Menschenrechtler sehen Prozess als Meilenstein

Von dem Prozess erhoffen sich Opfer und Menschenrechtler eine Signalwirkung. Das Verfahren könne helfen, den Weg für internationale Verfahren und letztlich zur Strafverfolgung der Spitze des syrischen Regimes zu ebnen, erklärte die Berliner Organisation ECCHR. Amnesty International sprach von "einem Meilenstein im Kampf gegen die Straflosigkeit von schwersten Menschenrechtsverletzungen in Syrien", Human Rights Watch von einem "Lichtblick für Syrien". Die Verbrechen dort hielten an, betonten Betroffene und Menschenrechtsorganisationen.

Auch Bundesjustizministerin Christine Lambrecht (SPD) nannte den Prozess historisch: "Erstmals werden tausendfache schreckliche Folterungen und Misshandlungen vor einem unabhängigen Gericht in Deutschland verfolgt", sagte sie. "Hiervon geht die klare Botschaft aus: Kriegsverbrecher dürfen sich nirgendwo sicher fühlen."

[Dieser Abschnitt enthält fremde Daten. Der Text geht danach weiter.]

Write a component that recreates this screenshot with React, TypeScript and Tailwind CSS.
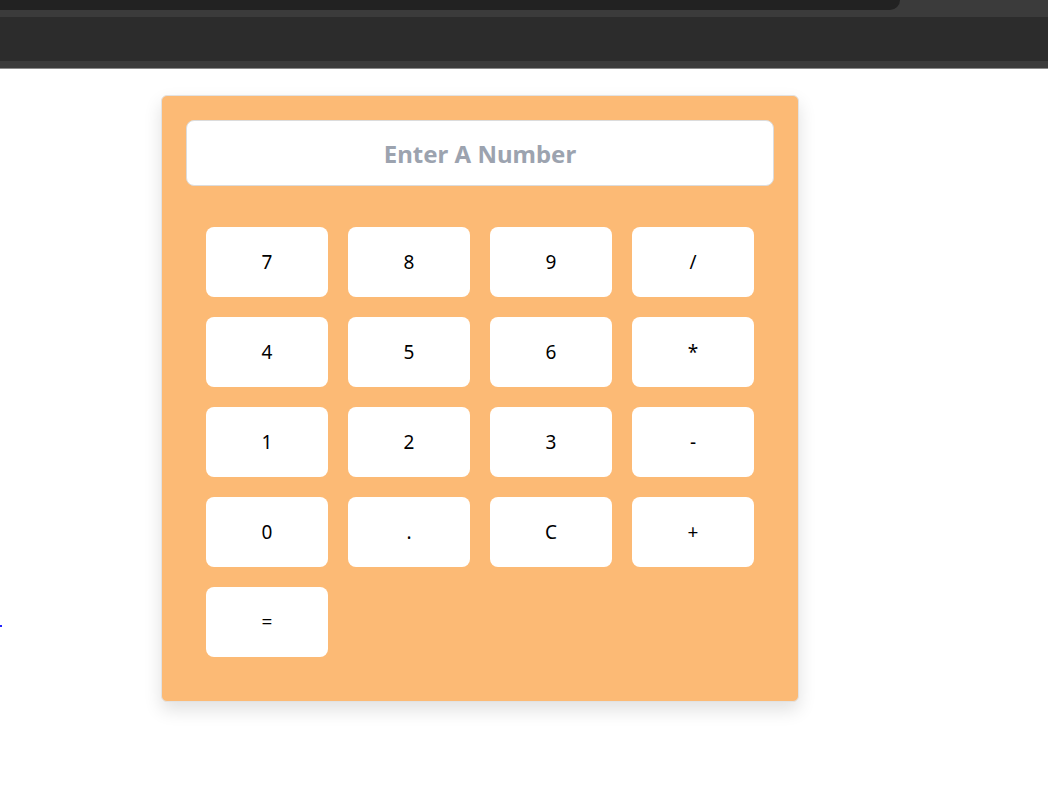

Der Deutsche Richterbund würdigte den Prozess als "ein wichtiges Signal für den konsequenten Schutz der Menschenrechte durch die deutsche Justiz". Die Bundesanwaltschaft führe derzeit mehr als 100 Ermittlungsverfahren wegen Straftaten gegen das Völkerrecht, die unter anderem in Syrien, Irak, Libyen, Afghanistan, Mali, Nigeria, Gambia, Elfenbeinkünste und Kongo begangen worden seien, sagte Bundesgeschäftsführer Sven Rebehn.